Initially Dublin was Foy’s setting and ideal location. But because the Ballymun towers were demolished he had to look elsewhere. Glasgow turned out to be the perfect stand-in because it has a lot of abandoned tower blocks.

And what was the origin of these creepy supernatural kids in hoodies? Where do they come from and what do they want?

“I saw them as becoming this way because they had no guidance, no father figures. They're abandoned youth in way. A lost generation of lost kids,” Foy offers.

There's a political and social dimension to all that, and having growing up in a working class suburb Foy knows it. Social failure haunts every frame of Citadel. There's a breakdown in everything, social order, relationships, parenting, religion.

But Foy didn't want Citadel to just be about urban alienation, and he's not making sweeping statements about the kind of kids you can find knocking around tower blocks. Instead he's more interested in the society they reflect.

The metaphors keep building with the introduction of a rogue priest who knows the truth about the origins of the hoodie nightmare kids. He knows where they came from and he knows that he's implicated himself. So far, so timely.

Is Citadel in part a metaphor for haunted Ireland under the church's dominance? It hard not to draw that conclusion.

“Someone pointed that out back home. I honestly didn’t approach it that way,” Foy says.

“I was looking for all manner of fathers -- a reluctant father, a faithless father and absentee spiritual father. But it's really interesting that it can be seen that way.”

Foy knows how to have it all ways. It could be a metaphor for the sexual abuse crisis, and at times it is explicitly so, but he's after bigger answers.

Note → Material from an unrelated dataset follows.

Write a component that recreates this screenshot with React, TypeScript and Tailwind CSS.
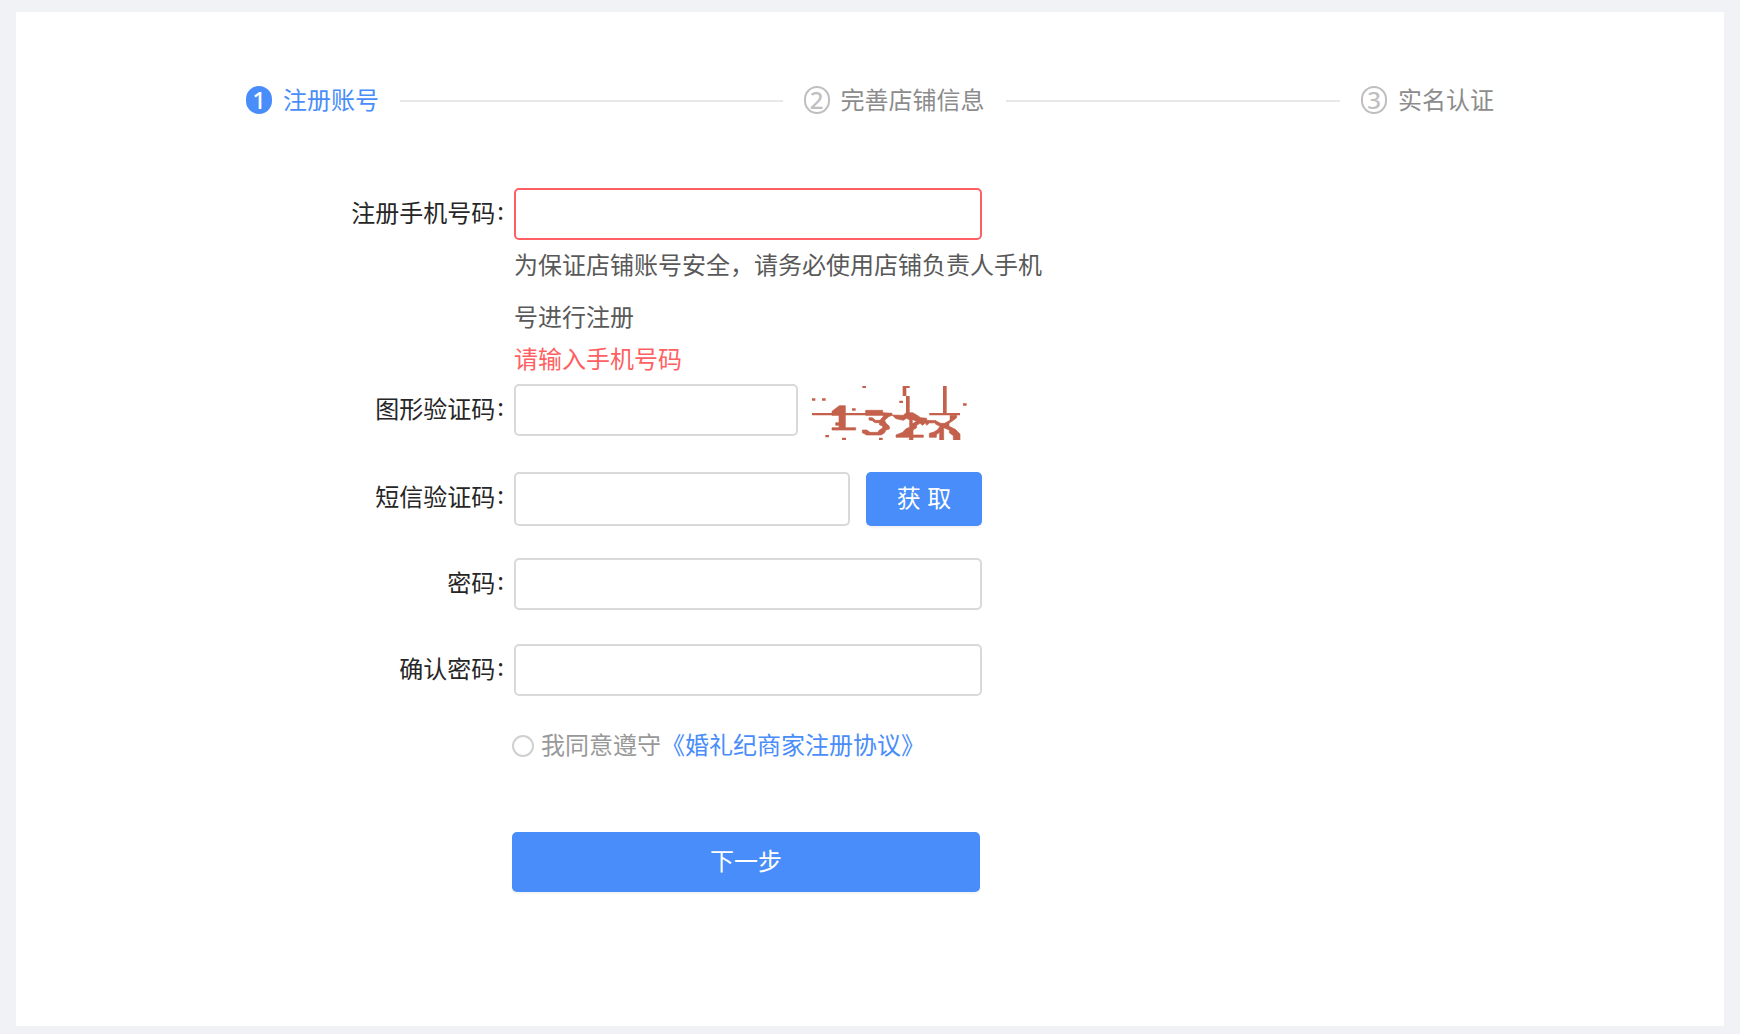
import { useState, FormEvent, ReactNode } from "react";

interface Step {
  no: number;
  title: string;
}

interface RowProps {
  id: string;
  label: string;
  children: ReactNode;
}

const steps: Step[] = [
  { no: 1, title: "注册账号" },
  { no: 2, title: "完善店铺信息" },
  { no: 3, title: "实名认证" },
];

const inputBase = "min-w-0 px-4 rounded-[5px] border-2 bg-white outline-none";
const buttonBase =
  "rounded-[5px] bg-[#488dfa] font-['Liberation_Sans','Noto_Sans_CJK_SC',sans-serif] text-white shadow-[0_2px_2px_rgba(0,0,0,0.05)]";

// 顶部步骤条
function Steps({ current }: { current: number }) {
  return (
    <ol className="flex">
      {steps.map((step, index) => {
        const active = step.no === current;
        const last = index === steps.length - 1;
        return (
          <li key={step.no} className={`flex items-center ${last ? "flex-none" : "flex-1"}`}>
            <span
              className={`flex h-7 w-[26px] items-center justify-center rounded-full border-2 font-['Noto_Sans',sans-serif] text-2xl leading-6 font-medium ${
                active ? "border-[#488dfa] bg-[#488dfa] text-white" : "border-[#bfbfbf] text-[#bfbfbf]"
              }`}
            >
              {step.no}
            </span>
            <span className={`ml-[11px] pb-0.5 whitespace-nowrap ${active ? "text-[#488dfa]" : "text-[#8c8c8c]"}`}>
              {step.title}
            </span>
            {!last && <span className="mx-[21px] mt-0.5 h-0.5 flex-1 bg-[#e8e8e8]" />}
          </li>
        );
      })}
    </ol>
  );
}

// 表单行：左侧标签 + 右侧控件
function Row({ id, label, children }: RowProps) {
  return (
    <div className="flex">
      <label htmlFor={id} className="flex h-12 w-[268px] flex-none items-center justify-end text-[#262626]">
        {label}
        <span className="ml-0.5 mr-2.5 pb-1">:</span>
      </label>
      <div className="min-w-0 flex-1">{children}</div>
    </div>
  );
}

// 图形验证码
function Captcha() {
  return (
    <svg viewBox="6 6 468 162" className="h-[54px] w-[156px]" fill="#c4614c" role="img" aria-label="图形验证码">
      {/* 干扰线 */}
      <path d="M6 87H246V94H6ZM358 87H450V94H358ZM399 6H410V90H399ZM278 6H299V12H289V36H278ZM288 36H299V90H288Z" />
      {/* 干扰点 */}
      <path d="M157 6H168V12H157ZM6 43H16V50H6ZM36 43H47V50H36ZM126 73H137V80H126ZM268 50H279V57H268ZM459 58H470V65H459ZM46 153H57V160H46ZM96 161H108V168H96ZM207 161H218V168H207Z" />
      {/* 字符 */}
      <g stroke="#c4614c" strokeWidth="2" strokeLinejoin="round">
        <path d="M88 65H106V131H137V138H66V131H87V124H77V116H87V94H66V82Z" />
        <path d="M167 79H218V86L246 88V94L236 98L224 109L228 118L238 127V135L228 138L223 147L213 153H170L157 146V138H170L180 145H204L208 138L218 132V126L208 122V116H195L187 110L177 108V101H187L196 109H210L220 97V94H167Z" />
        <path d="M246 93L280 94L288 86H308L320 93L332 101L350 103V109L378 110V116L358 117L350 124L346 116L338 124L330 118L320 124V131L309 138V153H340V160H309V168H298V160H258V153L278 145L288 134L299 130V108L290 103L280 109L258 104Z" />
        <path d="M376 110L392 118L404 118L420 109V94H440V101L430 109L417 118V127L436 136L450 150V168H430V155L418 146V138L401 131V168H389V145L379 152V160H358V148L370 145L382 138L390 127L376 120Z" />
      </g>
      <path d="M308 108L318 112L308 118ZM408 97H418V105L408 110Z" fill="#fff" />
    </svg>
  );
}

export default function Register() {
  const [phone, setPhone] = useState<string>("");
  const [agreed, setAgreed] = useState<boolean>(false);

  const handleSubmit = (e: FormEvent<HTMLFormElement>) => {
    e.preventDefault();
  };

  return (
    <div className="min-h-screen bg-[#f0f2f6] px-4 pt-3 pb-2 font-['Noto_Sans_CJK_SC',sans-serif] text-2xl leading-9">
      <main className="min-h-[1014px] bg-white px-8 pt-[69px] pb-16">
        <div className="mx-auto max-w-[1248px]">
          <Steps current={1} />

          <form onSubmit={handleSubmit} noValidate className="mt-[69px]">
            <Row id="phone" label="注册手机号码">
              <input
                id="phone"
                type="tel"
                value={phone}
                onChange={(e) => setPhone(e.target.value)}
                className={`${inputBase} block h-[52px] w-[468px] ${phone ? "border-[#d9d9d9]" : "border-[#ff5f62]"}`}
              />
              <div className="-mt-0.5 mb-0.5">
                <p className="max-w-[540px] leading-[52px] text-[#595959]">
                  为保证店铺账号安全，请务必使用店铺负责人手机号进行注册
                </p>
                <p className="h-10 leading-8 text-[#ff5f62]">{!phone && "请输入手机号码"}</p>
              </div>
            </Row>

            <div className="mb-8">
              <Row id="captcha" label="图形验证码">
                <div className="flex gap-3.5">
                  <input id="captcha" type="text" className={`${inputBase} h-[52px] w-[284px] border-[#d9d9d9]`} />
                  <button type="button" className="mt-0.5">
                    <Captcha />
                  </button>
                </div>
              </Row>
            </div>

            <div className="mb-8">
              <Row id="sms" label="短信验证码">
                <div className="flex gap-4">
                  <input id="sms" type="text" className={`${inputBase} h-[54px] w-[336px] border-[#d9d9d9]`} />
                  <button type="button" className={`${buttonBase} h-[54px] w-[116px]`}>
                    获 取
                  </button>
                </div>
              </Row>
            </div>

            <div className="grid gap-[34px]">
              <Row id="password" label="密码">
                <input
                  id="password"
                  type="password"
                  className={`${inputBase} block h-[52px] w-[468px] border-[#d9d9d9]`}
                />
              </Row>
              <Row id="confirm" label="确认密码">
                <input
                  id="confirm"
                  type="password"
                  className={`${inputBase} block h-[52px] w-[468px] border-[#d9d9d9]`}
                />
              </Row>
            </div>

            {/* 协议与提交 */}
            <div className="ml-[266px]">
              <div className="mt-[30px] flex items-center">
                <input
                  id="agree"
                  type="radio"
                  checked={agreed}
                  onChange={() => setAgreed(true)}
                  className="mt-0.5 mr-[7px] size-[22px] appearance-none rounded-full border-2 border-[#d0d0d0] checked:border-[6px] checked:border-[#488dfa]"
                />
                <label htmlFor="agree" className="pb-0.5 text-[#999]">
                  我同意遵守
                </label>
                <a href="#agreement" className="pb-0.5 text-[#488dfa]">
                  《婚礼纪商家注册协议》
                </a>
              </div>
              <button type="submit" className={`${buttonBase} mt-[68px] h-[60px] w-[468px]`}>
                下一步
              </button>
            </div>
          </form>
        </div>
      </main>
    </div>
  );
}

“I initially wanted to take the usual cliches of the genre, which usually has a Catholic priest who has all of the answers to a supernatural threat.  My priest is a faithless priest with no answers to a non-supernatural threat.”

The impression that won't leave you is how nightmarish and claustrophobic the world of Citadel is. Foy knows how to create a sense of menace in every frame, and as Tommy Barnard is an edgy bag of nerves looking for a way out.

You'll be gripped from the opening scene by this unusually thoughtful psychological horror film, which is a welcome Irish answer to the exhausted Paranormal Activity franchise.

“So many movies -- not just horror films -- I feel nothing watching, whether it's sadness or humor or terror or catharsis. I think people will feel something watching Citadel,” Foy says.

“They seem to anyway, whether I show it in Europe or the U.S. or South Korea. It freaks people out, but ultimately for me it's a story of hope and redemption.

“So many horrors end on a cynical twist but I wanted there to be salvation at the end. I want people to know this is not stupid horror. It’s got something to say but is an entertaining 85 minutes at the same time!”

Citadel opens in limited release on Friday.